During the six months ended June 30, 2016, we paid off two maturing mortgage loans of approximately $13.1 million, with a weighted average interest rate of 5.53% per annum, secured by two manufactured home Properties.
On July 1, 2016, we paid off two maturing mortgage loans of approximately $23.9 million in the aggregate, with weighted average interest rate of 5.99%, secured by one RV resort and one manufactured home Property.

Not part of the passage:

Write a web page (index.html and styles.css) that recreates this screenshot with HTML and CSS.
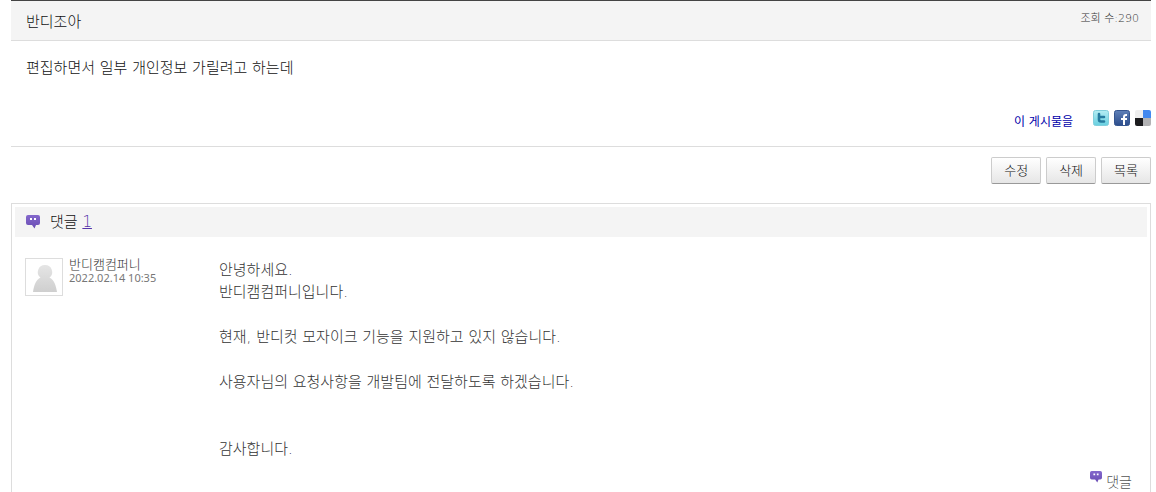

During the year ended December 31, 2015, we closed on loans with total gross proceeds of $395.3 million. The loans have a weighted average maturity of 21 years, carry a weighted average interest rate of 3.93% per annum and were secured by 26 manufactured home Properties and RV resorts. Proceeds from the financings were used to retire by defeasance and prepayment approximately $370.2 million of loans maturing at various times throughout 2015 and 2016, with a weighted average interest rate of 5.58% per annum, which were secured by 32 manufactured home Properties and RV resorts. We incurred approximately $17.0 million in early debt retirement expense related to these loans.
Term Loan
As of June 30, 2016 and December 31, 2015, our $200.0 million unsecured Term Loan (the “Term Loan”) matures on January 10, 2020 and has an interest rate of LIBOR plus 1.35% to 1.95% per annum and, subject to certain conditions, may be prepaid at any time without premium or penalty. The spread over LIBOR is variable quarterly based on leverage measured quarterly throughout the loan term. The Term Loan contains customary representations, warranties, and negative and affirmative covenants, and provides for acceleration of principal and payment of all other amounts payable thereunder upon the occurrence of certain events of default. In connection with the Term Loan, we also entered into a three year LIBOR Swap Agreement (the “2014 Swap”) allowing us to trade the variable interest rate for a fixed interest rate on the Term Loan (See Note 8 to the Consolidated Financial Statements for further information on the accounting for the 2014 Swap).
Unsecured Line of Credit
As of June 30, 2016 and December 31, 2015, our unsecured Line of Credit (“LOC”) had a borrowing capacity of $400.0 million, with the option to increase the borrowing capacity by $100.0 million, subject to certain conditions, with no amounts outstanding as of those dates. The LOC bears interest at a rate of LIBOR plus 1.20% to 1.65%, requires an annual facility fee of 0.20% to 0.35% and matures on July 17, 2018, with an option to extend for one additional year, subject to certain conditions. The spread over LIBOR is variable quarterly based on leverage throughout the loan term.
As of June 30, 2016, we are in compliance in all material respects with the covenants in our borrowing arrangements.